Entretanto, o otimismo não parece estar no horizonte em relação a esse movimento em torno da redefinição da tributação da renda no Brasil. Pelo menos três entraves podem ser identificados no caminho antes desenhado: a) as consideráveis limitações de um governo que se autoproclama popular, mas que, na prática, é um eficiente gestor dos mais importantes interesses das elites nacionais; b) a existência de um Parlamento profundamente conservador, fisiológico e clientelista (na sua maioria) e c) o debate segmentado (ou isolado) da tributação sobre a renda.
Esse último aspecto precisa ser destacado. A redefinição do sistema tributário perseguindo justiça fiscal necessita de avaliações e correções conjuntas de rumos. Além da renda, é fundamental inserir no debate o patrimônio, inclusive nas suas formas mais modernas de manifestação. O desejável aumento da tributação sobre a renda e o patrimônio (em seus níveis mais elevados) deve ser um movimento calibrado em função da redução da tributação sobre o consumo.
A humanidade tem jeito. Não estamos fadados a indefinidamente experimentar todo tipo de exploração e opressão no convívio social. No entanto, para destravar os enormes potenciais da fraternidade, solidariedade e prosperidade entre todos os homens (todos, sem exceção), é preciso desmontar os mais perversos mecanismos socioeconômicos, devidamente institucionalizados e defendidos pelos principais meios de comunicação, produtores de atrasos, misérias e sofrimentos para bilhões de seres humanos.

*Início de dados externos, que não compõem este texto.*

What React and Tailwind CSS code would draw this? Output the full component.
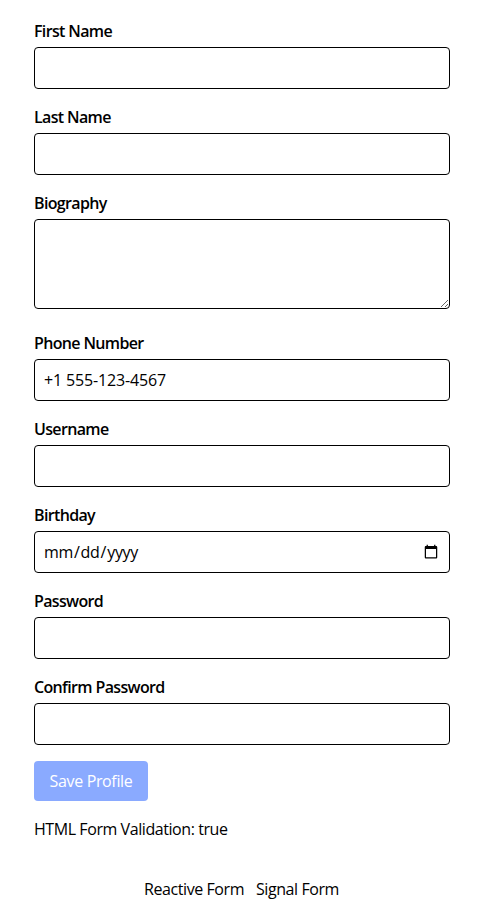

O desmonte da parafernália geradora e mantenedora das desigualdades socioeconômicas não passa por intervenções divinas (uma cômoda transferência de responsabilidades), pela ação de mitos, messias ou ungidos pelos deuses ou por uma (falsa) cruzada moral do bem contra o mal. A ação política, consciente, organizada e mobilizada, de milhões de indivíduos, nos quatro cantos do planeta, é o caminho, o único caminho viável e aceitável, para inverter a triste realidade em que estamos mergulhados neste desafiador momento da história do planeta.